Medical expenses contributed to about two-thirds of bankruptcy filings in the United States, according to a new study released in the American Journal of Public Health.
Dr. David Himmelstein, Distinguished Professor at the City University of New York’s Hunter College and Lecturer at Harvard Medical School, conducted the study with a team that included two doctors, two lawyers and a sociologist with the Consumer Bankruptcy Project.
They surveyed 910 Americans who filed for bankruptcy between 2013 and 2016.
- 58.5 percent of bankruptcies were caused by medical bills.
- 44.3 percent were caused, at least in part, by income loss from illness.
- 67.5 percent said that medical costs added to their bankruptcy.
Himmelstein said in a press release from the Physicians for a National Health Program, “unless you’re Bill Gates, you’re just one serious illness away from bankruptcy.”
“For middle-class Americans, health insurance offers little protection,” he continued. “Most of us have policies with so many loopholes, copayments and deductibles that illness can put you in the poorhouse.”
“Even the best job-based health insurance often vanishes when prolonged illness causes job loss – just when families need it most.
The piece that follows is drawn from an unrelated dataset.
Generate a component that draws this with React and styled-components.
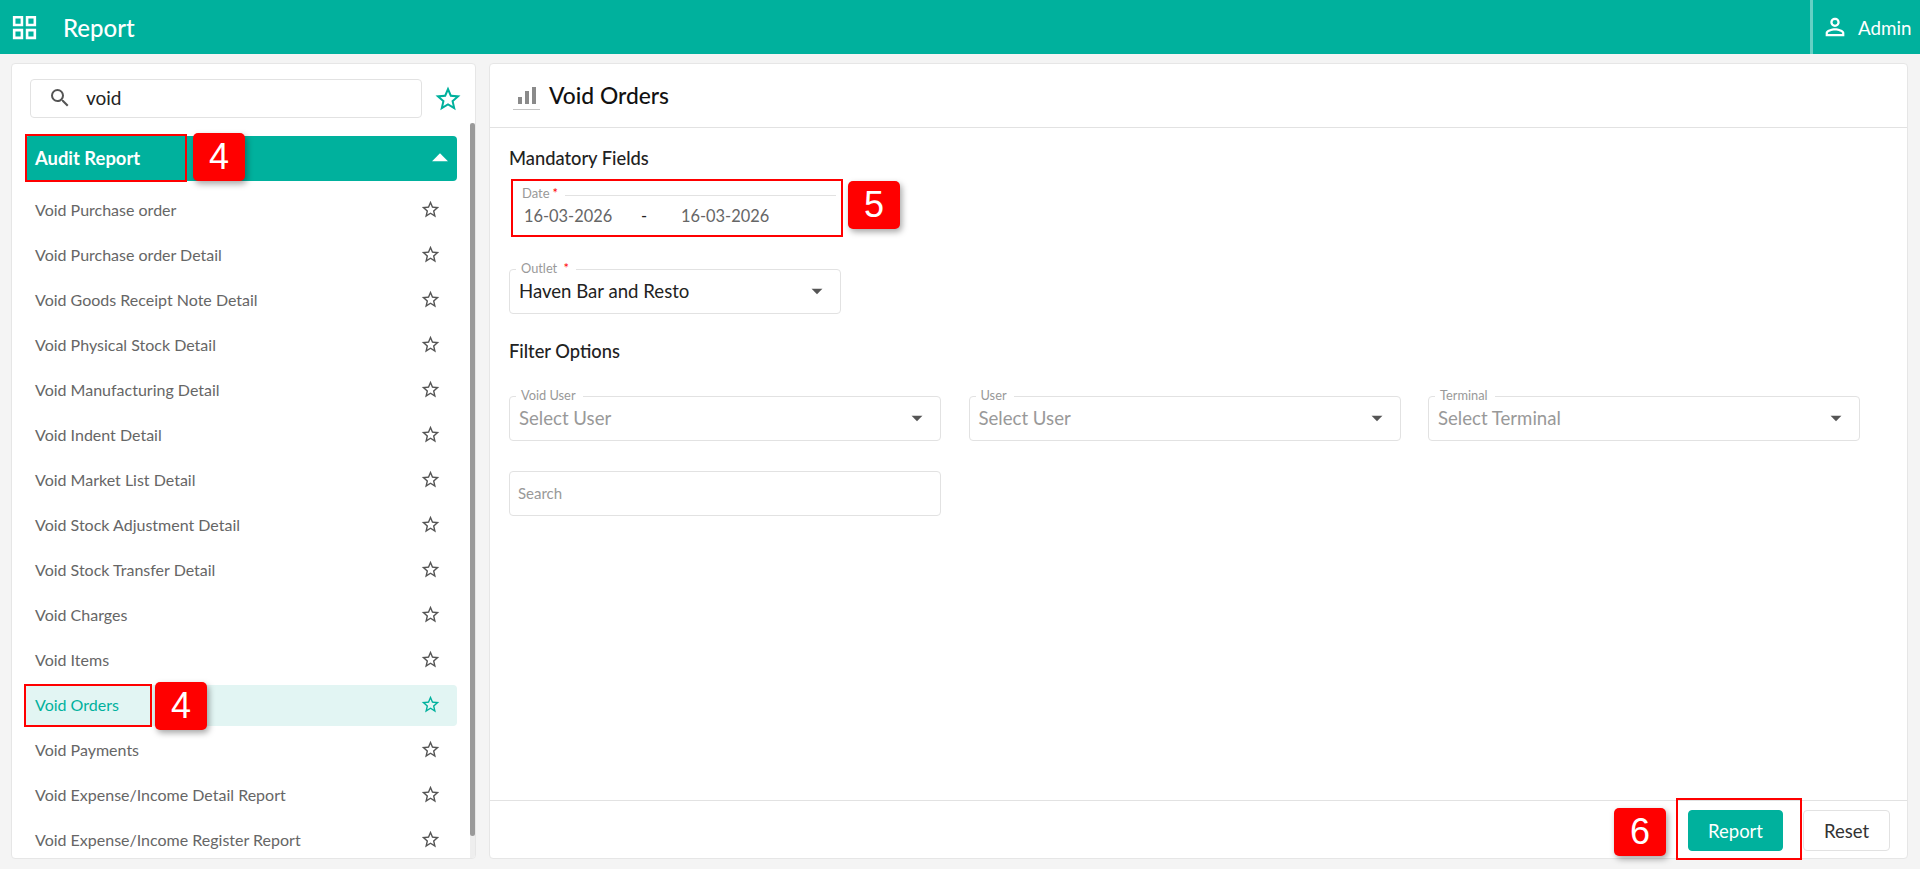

Private health insurance is a defective product, akin to an umbrella that melts in the rain.”
“In the Supreme Court’s words, bankruptcy is a fresh start for the ‘honest but unfortunate debtor.’ Our study shows that for many bankruptcy debtors, the misfortune continues to come from the way we pay for healthcare,” said Robert M. Lawless, one of the study’s co-authors and the Max L. Rowe Professor of Law at the University of Illinois College of Law.